Just the week before, an audience member had shown me a drawing he'd sketched of his career objectives. His goal was to become the head of corporate communications for his present employer - an international firm that had already identified him as a "high potential" candidate. But the young man went on to say that he also wanted to live on the family ranch in Montana. While the company had been looking at ways this employee might commute home on weekends, he'd drawn a picture of himself working from the ranch and coming into an office only periodically.

Like many other talented professionals I've met and interviewed, these two were developing their own lifestyle formulas to compensate for the demands of the workplace. And while the strategies differ from person to person, they almost always reflects a desire for autonomy and freedom.

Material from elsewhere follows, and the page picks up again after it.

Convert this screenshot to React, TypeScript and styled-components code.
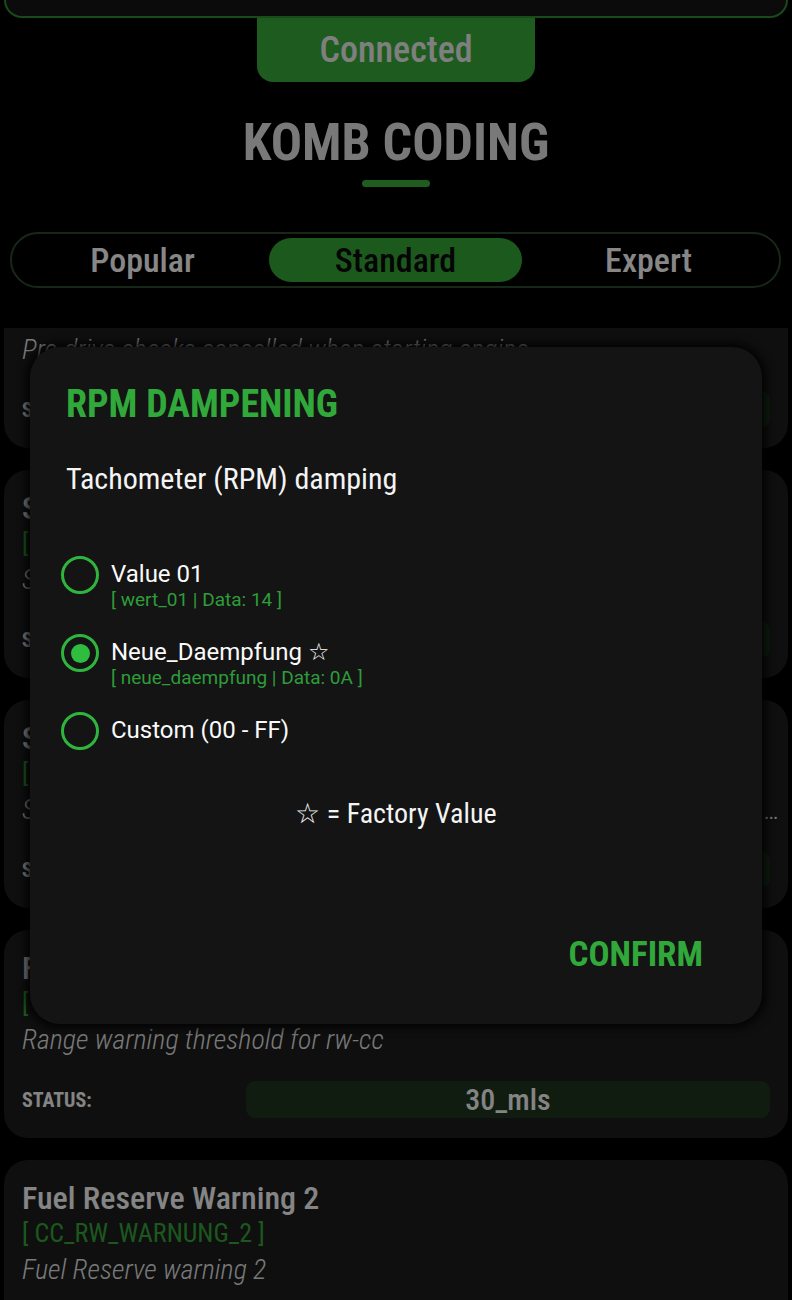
import React from 'react';
import styled, { createGlobalStyle } from 'styled-components';

const display = `Roboto, "Noto Sans", sans-serif`;
const body = `Roboto, "Noto Sans", sans-serif`;

const GlobalStyle = createGlobalStyle`
    html, body {
        margin: 0;
        padding: 0;
        background: #000;
    }
    * {
        box-sizing: border-box;
    }
`;

const Page = styled.div`
    position: relative;
    width: 792px;
    height: 1300px;
    overflow: hidden;
    background: #000;
    display: flex;
    flex-direction: column;
    font-family: ${display};
    font-stretch: condensed;
`;

const HeaderCard = styled.div`
    height: 18px;
    margin: 0 4px;
    background: #151515;
    border: 2px solid #2f872f;
    border-top: none;
    border-radius: 0 0 24px 24px;
`;

const ConnectedTab = styled.div`
    align-self: center;
    width: 278px;
    height: 64px;
    background: #36a838;
    border-radius: 0 0 16px 16px;
    display: flex;
    align-items: center;
    justify-content: center;
    color: #e8e8e8;
    font-size: 36px;
    font-weight: 500;
`;

const Title = styled.h1`
    margin: 33px 0 0;
    text-align: center;
    font-size: 52px;
    line-height: 56px;
    font-weight: 700;
    color: #dcdcdc;
`;

const TitleBar = styled.div`
    align-self: center;
    width: 68px;
    height: 7px;
    margin-top: 9px;
    border-radius: 4px;
    background: #38a83a;
`;

const Tabs = styled.div`
    margin: 45px 11px 0 10px;
    height: 56px;
    border: 2px solid #2c4a2c;
    border-radius: 28px;
    display: grid;
    grid-template-columns: 1fr 1fr 1fr;
    align-items: center;
    padding: 0 4px;
`;

const Tab = styled.div<{ active?: boolean }>`
    height: 44px;
    border-radius: 22px;
    display: flex;
    align-items: center;
    justify-content: center;
    font-size: 34px;
    font-weight: 500;
    color: ${p => (p.active ? '#0a0a0a' : '#f6f6f6')};
    background: ${p => (p.active ? '#34a236' : 'transparent')};
`;

const ListViewport = styled.div`
    margin-top: 40px;
    flex: 1;
    overflow: hidden;
`;

const ListInner = styled.div`
    margin-top: -88px;
    display: flex;
    flex-direction: column;
    gap: 22px;
`;

const Card = styled.div`
    margin: 0 4px;
    height: 208px;
    padding: 20px 18px;
    background: #1c1c1c;
    border-radius: 24px;
    display: flex;
    flex-direction: column;
`;

const CardTitle = styled.div`
    font-size: 32px;
    line-height: 36px;
    font-weight: 500;
    color: #f2f2f2;
`;

const CardCode = styled.div`
    font-size: 26px;
    line-height: 34px;
    color: #34a036;
`;

const CardDesc = styled.div`
    margin-right: -16px;
    font-size: 28px;
    line-height: 40px;
    font-style: italic;
    font-weight: 300;
    color: #dcdcdc;
    white-space: nowrap;
    overflow: hidden;
    text-overflow: ellipsis;
`;

const StatusRow = styled.div`
    margin-top: 25px;
    display: flex;
    align-items: center;
`;

const StatusLabel = styled.div`
    width: 224px;
    font-size: 20px;
    font-weight: 700;
    color: #f0f0f0;
`;

const StatusValue = styled.div`
    flex: 1;
    height: 37px;
    border-radius: 9px;
    background: #1c331d;
    display: flex;
    align-items: center;
    justify-content: center;
    font-size: 30px;
    font-weight: 500;
    color: #f0f0f0;
`;

const Scrim = styled.div`
    position: absolute;
    inset: 0;
    background: rgba(0, 0, 0, 0.45);
`;

const Dialog = styled.div`
    position: absolute;
    left: 30px;
    top: 347px;
    width: 732px;
    height: 677px;
    padding: 35px 36px 48px;
    background: #141414;
    border-radius: 30px;
    box-shadow: 0 0 10px 4px rgba(0, 0, 0, 0.85);
    display: flex;
    flex-direction: column;
`;

const DialogTitle = styled.h2`
    margin: 0;
    font-size: 38px;
    line-height: 44px;
    font-weight: 700;
    color: #31a83a;
`;

const DialogText = styled.div`
    margin-top: 35px;
    font-size: 30px;
    line-height: 36px;
    color: #f4f4f4;
`;

const Options = styled.div`
    margin: 62px 0 0 -5px;
    display: flex;
    flex-direction: column;
    gap: 26px;
`;

const Option = styled.div`
    display: flex;
    align-items: flex-start;
    gap: 12px;
`;

const Radio = styled.div<{ checked?: boolean }>`
    width: 38px;
    height: 38px;
    margin-top: -3px;
    flex-shrink: 0;
    border-radius: 50%;
    border: 3.5px solid #2fb53e;
    display: flex;
    align-items: center;
    justify-content: center;

    &::after {
        content: '';
        width: 19px;
        height: 19px;
        border-radius: 50%;
        background: #2fbd40;
        display: ${p => (p.checked ? 'block' : 'none')};
    }
`;

const OptionText = styled.div`
    display: flex;
    flex-direction: column;
    font-family: ${body};
    font-stretch: normal;
`;

const OptionLabel = styled.div`
    font-size: 24px;
    line-height: 30px;
    color: #fafafa;
`;

const OptionSub = styled.div`
    font-size: 19px;
    line-height: 22px;
    color: #2e9c3a;
`;

const Legend = styled.div`
    margin-top: 46px;
    text-align: center;
    font-size: 28px;
    line-height: 36px;
    color: #f4f4f4;
`;

const GlowLine = styled.div`
    margin: 43px 2px 0;
    height: 3px;
    border-radius: 2px;
    background: linear-gradient(90deg, rgba(46, 170, 58, 0.05), #3cc04a 50%, rgba(46, 170, 58, 0.05));
`;

const ConfirmButton = styled.button`
    align-self: flex-end;
    margin: 58px 23px 0 0;
    padding: 0;
    border: none;
    background: none;
    font-family: ${display};
    font-stretch: condensed;
    font-size: 35px;
    line-height: 44px;
    font-weight: 700;
    color: #30a83a;
`;

const cards = [
    {
        title: 'Pre-Drive Check',
        code: '[ CC_VORFAHRT_CHECK ]',
        desc: 'Pre-drive checks cancelled when starting engine',
        status: 'aktiv'
    },
    {
        title: 'Seatbelt Warning',
        code: '[ GURTWARNUNG ]',
        desc: 'Seatbelt warning chime on driver side',
        status: 'aktiv'
    },
    {
        title: 'Service Interval Display',
        code: '[ SIA_ANZEIGE ]',
        desc: 'Service interval display in instrument cluster when ignition is switched on',
        status: 'nicht_aktiv'
    },
    {
        title: 'Fuel Reserve Warning',
        code: '[ CC_RW_WARNUNG ]',
        desc: 'Range warning threshold for rw-cc',
        status: '30_mls'
    },
    {
        title: 'Fuel Reserve Warning 2',
        code: '[ CC_RW_WARNUNG_2 ]',
        desc: 'Fuel Reserve warning 2',
        status: 'aktiv'
    }
];

const options = [
    { label: 'Value 01', sub: '[ wert_01 | Data: 14 ]', checked: false },
    { label: 'Neue_Daempfung ☆', sub: '[ neue_daempfung | Data: 0A ]', checked: true },
    { label: 'Custom (00 - FF)', sub: '', checked: false }
];

const App: React.FC = () => {
    return (
        <Page>
            <GlobalStyle />
            <HeaderCard />
            <ConnectedTab>Connected</ConnectedTab>
            <Title>KOMB CODING</Title>
            <TitleBar />
            <Tabs>
                <Tab>Popular</Tab>
                <Tab active>Standard</Tab>
                <Tab>Expert</Tab>
            </Tabs>
            <ListViewport>
                <ListInner>
                    {cards.map((card, index) => (
                        <Card key={index}>
                            <CardTitle>{card.title}</CardTitle>
                            <CardCode>{card.code}</CardCode>
                            <CardDesc>{card.desc}</CardDesc>
                            <StatusRow>
                                <StatusLabel>STATUS:</StatusLabel>
                                <StatusValue>{card.status}</StatusValue>
                            </StatusRow>
                        </Card>
                    ))}
                </ListInner>
            </ListViewport>
            <Scrim />
            <Dialog>
                <DialogTitle>RPM DAMPENING</DialogTitle>
                <DialogText>Tachometer (RPM) damping</DialogText>
                <Options>
                    {options.map((option, index) => (
                        <Option key={index}>
                            <Radio checked={option.checked} />
                            <OptionText>
                                <OptionLabel>{option.label}</OptionLabel>
                                {option.sub && <OptionSub>{option.sub}</OptionSub>}
                            </OptionText>
                        </Option>
                    ))}
                </Options>
                <Legend>☆ = Factory Value</Legend>
                <GlowLine />
                <ConfirmButton>CONFIRM</ConfirmButton>
            </Dialog>
        </Page>
    );
};

export default App;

Some leaders are paying attention - and responding to this trend. Last year I worked with a company's senior management team. They were looking to center their organizational reengineering efforts on the key question: What gets in the way of your doing a great job and having a great life?

It wasn't an idle question. A 2005 ISR study of 50,000 workers found a clear link between good management practices, good work-life balance for employees, and an improved bottom line that included more satisfied customers and lower rates of absenteeism and safety incidents.

So ask your staff about their scheduling conflicts, and then involve them in co-creating timetables and deadlines. Be as understanding and supportive as you can when your workers have major personal issues. Find creative ways to help employees balance the work-life seesaw - and watch the positive effects on retention, customer loyalty, and profits!